Companies have a lot of objections, such as how to calculate loot and experience points for a player who doesn’t actually play the combats, but these could be easily addressed by simply figuring out an average or minimum amount of experience for every fight and awarding that.
The biggest objection is usually that skipping the fight scenes would make the game so much shorter, but to me, that’s the biggest perk. If you’re a woman, especially a mother, with dinner to prepare, kids’ homework to help with, and a lot of other demands on your time, you don’t need a game to be 100 hours long to hold your interest — especially if those 100 hours are primarily doing things you don’t enjoy. A fast forward button would give all players — not just women — the same options that we have with books or DVDs — to skim past the parts we don’t like and savor the ones we do. Over and over, women complain that they don’t like violence, or they don’t enjoy difficult and vertigo-inducing gameplay, yet this simple feature hasn’t been tried on any game I know of.
Granted, many games would have very little left if you removed the combat, but for a game like Deus Ex or Bioware’s RPGs, you could take out every shred of combat and still have an entertainment experience that rivals anything you’d see in the theater or on TV.
See this 2006 interview with Jennifer Hepler for more detail.

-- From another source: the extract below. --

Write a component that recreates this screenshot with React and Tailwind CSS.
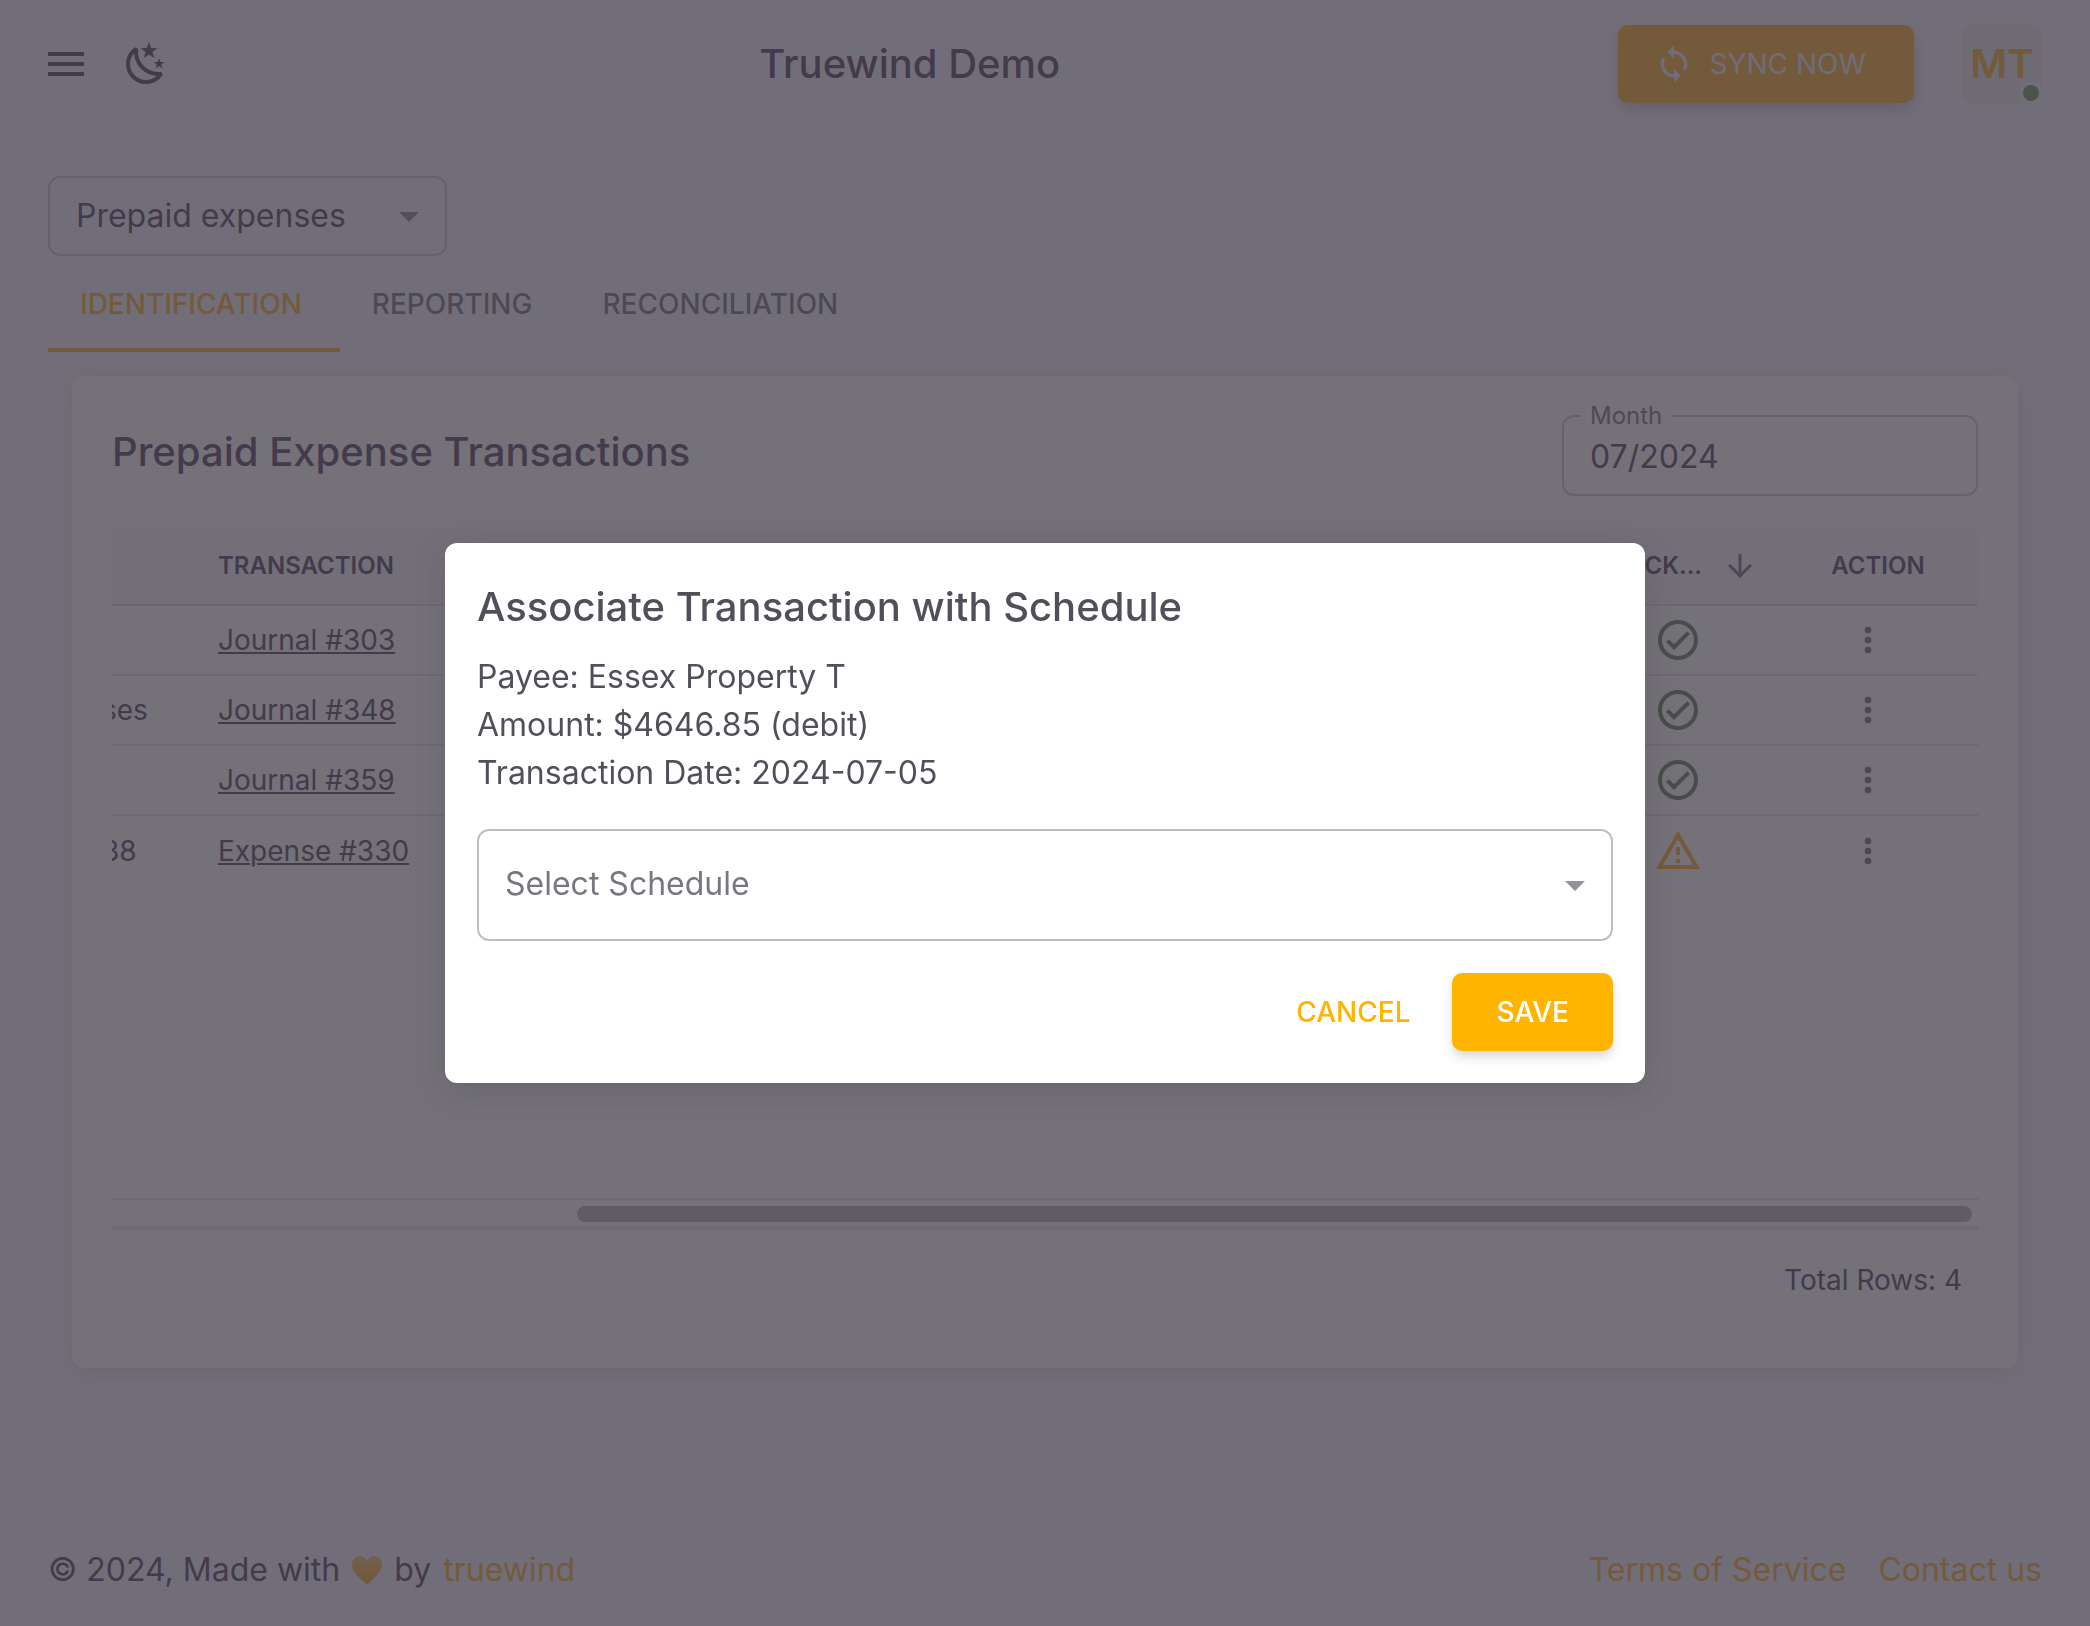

Hepler’s ideas garnered attention again in 2012, following a misogynistic harassment campaign targeting her in part because her ideas were seen as threatening to a particular kind of gaming. I want to use this note to bear witness to what happened, without letting it overshadow the conversation about her work. It does a huge disservice to women in games when their work is overdetermined by the stories we tell about their pain. Hepler’s ideas are not important because of how they have been used against her: they are important because they challenge developers to think in new ways not only about how games are designed, but about how games fit into people’s lives.